The Courier & Advertiser (Perth and Perthshire Edition)
Poor GDP data tips markets to close lower
Markets across Europe tipped into the red yesterday as a slowdown in UK economic growth impacted the FTSE.
London stocks had the weakest performance of the day as a disappointing GDP reading of 0.1% growth in October combined with projections from Deutsche Bank that the economic recovery will be thwarted by new plan B measures.
Oliver Males, financial analyst at Spreadex, said: “Economists had forecast 0.4% growth, but the ongoing supply chain issues and staff shortages have obviously negatively impacted this figure.
“Adding to the pessimism was Heathrow’s warning of further restrictions badly affecting the travel industry once more, as demand for November has already dropped 60%.
“The UK market in particular has now fallen lower after a leading economist, Sanjay Raja, from Deutsche Bank, announced that plan B will see GDP growth dip into negative territory for at least December and January.”
The FTSE 100 closed 29.48 points, or 0.4%, lower at 7,291.78.
Elsewhere in Europe, the major markets softened towards the end of the session as rising coronavirus case numbers continued across the continent.

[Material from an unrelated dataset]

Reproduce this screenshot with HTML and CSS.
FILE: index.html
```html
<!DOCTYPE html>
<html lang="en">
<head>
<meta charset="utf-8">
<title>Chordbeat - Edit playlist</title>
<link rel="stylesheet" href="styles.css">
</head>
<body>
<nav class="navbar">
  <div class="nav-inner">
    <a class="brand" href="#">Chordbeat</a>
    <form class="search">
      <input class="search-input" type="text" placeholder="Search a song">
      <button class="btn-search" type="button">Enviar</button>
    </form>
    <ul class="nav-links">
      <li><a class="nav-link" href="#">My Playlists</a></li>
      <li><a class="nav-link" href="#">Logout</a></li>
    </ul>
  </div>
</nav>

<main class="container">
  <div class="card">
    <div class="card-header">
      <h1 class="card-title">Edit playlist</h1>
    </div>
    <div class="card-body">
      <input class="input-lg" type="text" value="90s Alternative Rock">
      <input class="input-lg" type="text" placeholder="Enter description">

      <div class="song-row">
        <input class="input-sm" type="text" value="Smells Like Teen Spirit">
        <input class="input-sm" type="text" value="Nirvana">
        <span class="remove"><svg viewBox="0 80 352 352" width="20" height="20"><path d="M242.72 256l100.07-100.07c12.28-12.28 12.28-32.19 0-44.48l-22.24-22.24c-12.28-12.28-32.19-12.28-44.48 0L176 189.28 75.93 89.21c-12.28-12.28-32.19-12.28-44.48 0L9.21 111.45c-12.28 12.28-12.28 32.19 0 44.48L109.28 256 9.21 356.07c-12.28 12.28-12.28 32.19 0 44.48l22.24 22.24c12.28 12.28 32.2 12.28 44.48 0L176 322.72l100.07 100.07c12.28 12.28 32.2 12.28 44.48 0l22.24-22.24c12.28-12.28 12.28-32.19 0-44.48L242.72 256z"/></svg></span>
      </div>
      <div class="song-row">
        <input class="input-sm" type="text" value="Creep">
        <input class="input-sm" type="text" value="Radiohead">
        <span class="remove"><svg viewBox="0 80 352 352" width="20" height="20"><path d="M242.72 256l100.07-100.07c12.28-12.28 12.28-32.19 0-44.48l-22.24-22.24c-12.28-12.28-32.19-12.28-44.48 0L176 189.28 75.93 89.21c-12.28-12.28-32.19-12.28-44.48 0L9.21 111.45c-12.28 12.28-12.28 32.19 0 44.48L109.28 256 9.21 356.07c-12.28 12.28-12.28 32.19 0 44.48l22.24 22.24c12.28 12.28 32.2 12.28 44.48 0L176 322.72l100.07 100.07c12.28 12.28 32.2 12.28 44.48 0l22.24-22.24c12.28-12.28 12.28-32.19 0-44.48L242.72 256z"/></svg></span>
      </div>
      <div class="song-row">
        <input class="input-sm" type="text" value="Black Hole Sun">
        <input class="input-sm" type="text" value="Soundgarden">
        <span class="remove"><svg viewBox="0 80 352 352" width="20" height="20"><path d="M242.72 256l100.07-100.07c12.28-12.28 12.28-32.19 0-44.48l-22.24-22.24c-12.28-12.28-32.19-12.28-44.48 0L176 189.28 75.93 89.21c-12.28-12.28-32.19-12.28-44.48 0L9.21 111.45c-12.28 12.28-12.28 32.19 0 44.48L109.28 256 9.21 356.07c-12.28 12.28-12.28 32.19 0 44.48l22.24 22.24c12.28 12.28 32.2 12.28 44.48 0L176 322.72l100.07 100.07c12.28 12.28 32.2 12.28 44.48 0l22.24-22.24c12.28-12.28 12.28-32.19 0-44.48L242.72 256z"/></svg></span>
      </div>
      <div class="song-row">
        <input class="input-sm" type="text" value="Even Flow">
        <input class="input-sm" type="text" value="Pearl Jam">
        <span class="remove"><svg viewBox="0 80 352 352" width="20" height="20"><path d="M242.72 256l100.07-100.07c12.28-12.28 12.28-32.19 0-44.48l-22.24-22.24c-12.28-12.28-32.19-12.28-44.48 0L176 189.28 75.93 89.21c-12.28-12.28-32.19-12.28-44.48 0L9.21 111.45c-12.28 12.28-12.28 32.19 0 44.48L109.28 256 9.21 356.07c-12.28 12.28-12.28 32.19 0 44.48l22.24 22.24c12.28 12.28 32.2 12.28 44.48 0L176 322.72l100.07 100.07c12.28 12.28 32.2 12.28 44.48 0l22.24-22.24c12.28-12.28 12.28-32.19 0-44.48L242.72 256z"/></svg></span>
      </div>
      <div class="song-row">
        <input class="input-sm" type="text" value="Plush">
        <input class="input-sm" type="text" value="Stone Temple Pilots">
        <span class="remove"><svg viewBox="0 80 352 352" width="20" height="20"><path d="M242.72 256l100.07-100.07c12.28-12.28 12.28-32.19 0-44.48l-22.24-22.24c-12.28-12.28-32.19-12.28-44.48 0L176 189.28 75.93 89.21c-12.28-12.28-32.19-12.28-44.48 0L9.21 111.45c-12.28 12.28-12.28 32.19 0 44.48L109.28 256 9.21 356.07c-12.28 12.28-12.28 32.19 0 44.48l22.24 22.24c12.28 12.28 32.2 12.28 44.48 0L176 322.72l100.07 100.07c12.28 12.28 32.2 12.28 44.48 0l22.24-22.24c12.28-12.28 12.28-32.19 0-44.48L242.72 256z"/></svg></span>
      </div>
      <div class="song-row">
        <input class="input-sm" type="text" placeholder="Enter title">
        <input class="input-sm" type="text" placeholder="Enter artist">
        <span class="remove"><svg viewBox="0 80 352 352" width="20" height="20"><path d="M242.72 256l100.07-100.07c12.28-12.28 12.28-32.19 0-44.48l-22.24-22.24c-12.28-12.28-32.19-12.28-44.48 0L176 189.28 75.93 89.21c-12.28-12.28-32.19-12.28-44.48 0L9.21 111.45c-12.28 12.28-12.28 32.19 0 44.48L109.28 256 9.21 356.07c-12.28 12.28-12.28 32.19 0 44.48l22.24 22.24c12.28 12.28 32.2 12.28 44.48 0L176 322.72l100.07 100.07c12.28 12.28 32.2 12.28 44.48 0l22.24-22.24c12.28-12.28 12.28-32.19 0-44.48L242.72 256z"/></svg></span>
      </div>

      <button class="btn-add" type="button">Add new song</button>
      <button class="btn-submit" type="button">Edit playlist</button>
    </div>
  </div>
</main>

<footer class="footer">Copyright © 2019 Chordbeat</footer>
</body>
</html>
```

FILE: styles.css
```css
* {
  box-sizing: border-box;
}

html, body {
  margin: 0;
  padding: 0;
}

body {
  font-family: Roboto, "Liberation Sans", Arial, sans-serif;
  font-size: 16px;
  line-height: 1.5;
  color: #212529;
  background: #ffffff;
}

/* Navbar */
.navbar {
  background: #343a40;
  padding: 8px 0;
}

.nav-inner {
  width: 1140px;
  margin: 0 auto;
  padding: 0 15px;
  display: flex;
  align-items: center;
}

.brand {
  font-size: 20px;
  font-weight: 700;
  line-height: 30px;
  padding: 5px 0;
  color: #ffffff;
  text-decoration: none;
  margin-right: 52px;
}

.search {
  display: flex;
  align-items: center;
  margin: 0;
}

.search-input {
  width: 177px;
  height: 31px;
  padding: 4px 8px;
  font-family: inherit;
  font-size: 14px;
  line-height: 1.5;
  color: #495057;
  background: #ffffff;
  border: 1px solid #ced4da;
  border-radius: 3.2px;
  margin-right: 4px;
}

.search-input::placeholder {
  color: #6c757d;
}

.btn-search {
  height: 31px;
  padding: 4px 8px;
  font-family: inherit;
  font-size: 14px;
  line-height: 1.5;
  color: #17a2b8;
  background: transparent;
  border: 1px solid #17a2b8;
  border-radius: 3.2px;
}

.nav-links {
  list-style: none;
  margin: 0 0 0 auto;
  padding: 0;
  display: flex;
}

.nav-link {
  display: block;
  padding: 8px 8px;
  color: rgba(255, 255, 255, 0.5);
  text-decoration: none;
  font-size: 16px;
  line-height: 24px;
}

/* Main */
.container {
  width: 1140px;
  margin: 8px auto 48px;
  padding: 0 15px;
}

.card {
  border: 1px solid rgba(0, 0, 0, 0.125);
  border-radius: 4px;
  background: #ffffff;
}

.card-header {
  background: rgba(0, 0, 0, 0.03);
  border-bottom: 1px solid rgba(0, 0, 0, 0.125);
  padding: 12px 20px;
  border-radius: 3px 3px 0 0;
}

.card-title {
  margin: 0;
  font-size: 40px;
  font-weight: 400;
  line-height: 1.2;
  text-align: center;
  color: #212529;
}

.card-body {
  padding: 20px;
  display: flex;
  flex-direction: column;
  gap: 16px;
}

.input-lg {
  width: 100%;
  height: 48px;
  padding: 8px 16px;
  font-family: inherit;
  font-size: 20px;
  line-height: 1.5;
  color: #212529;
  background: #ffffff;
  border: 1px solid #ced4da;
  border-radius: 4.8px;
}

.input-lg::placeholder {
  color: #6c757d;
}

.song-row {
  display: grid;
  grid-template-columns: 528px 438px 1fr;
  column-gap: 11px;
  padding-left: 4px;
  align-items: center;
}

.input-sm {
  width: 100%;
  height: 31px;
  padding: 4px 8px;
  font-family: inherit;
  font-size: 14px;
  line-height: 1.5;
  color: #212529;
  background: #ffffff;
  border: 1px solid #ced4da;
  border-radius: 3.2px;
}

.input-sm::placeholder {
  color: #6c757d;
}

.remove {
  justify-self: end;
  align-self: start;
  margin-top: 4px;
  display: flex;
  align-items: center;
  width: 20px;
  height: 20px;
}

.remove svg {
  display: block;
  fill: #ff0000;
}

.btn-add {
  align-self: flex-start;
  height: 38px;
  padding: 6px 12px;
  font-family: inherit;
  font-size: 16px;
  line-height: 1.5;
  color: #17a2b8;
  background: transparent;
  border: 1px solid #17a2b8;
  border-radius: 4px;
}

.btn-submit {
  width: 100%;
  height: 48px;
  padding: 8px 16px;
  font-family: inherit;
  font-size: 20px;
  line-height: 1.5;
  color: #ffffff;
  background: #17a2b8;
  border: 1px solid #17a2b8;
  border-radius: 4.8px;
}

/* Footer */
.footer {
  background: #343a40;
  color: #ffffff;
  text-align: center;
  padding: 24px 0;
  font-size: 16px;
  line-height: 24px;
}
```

The German Dax decreased by 0.07% and the French Cac increased by 0.3%. Across the Atlantic, the Dow and S&P moved higher on the opening bell amid relief that inflation figures came in within expectations to show a 6.8% rise.
Sterling made gains as the inflation figures drove weakness in the dollar. The pound moved 0.27% higher versus the US dollar at 1.326, and increased 0.11% against the euro at 1.171.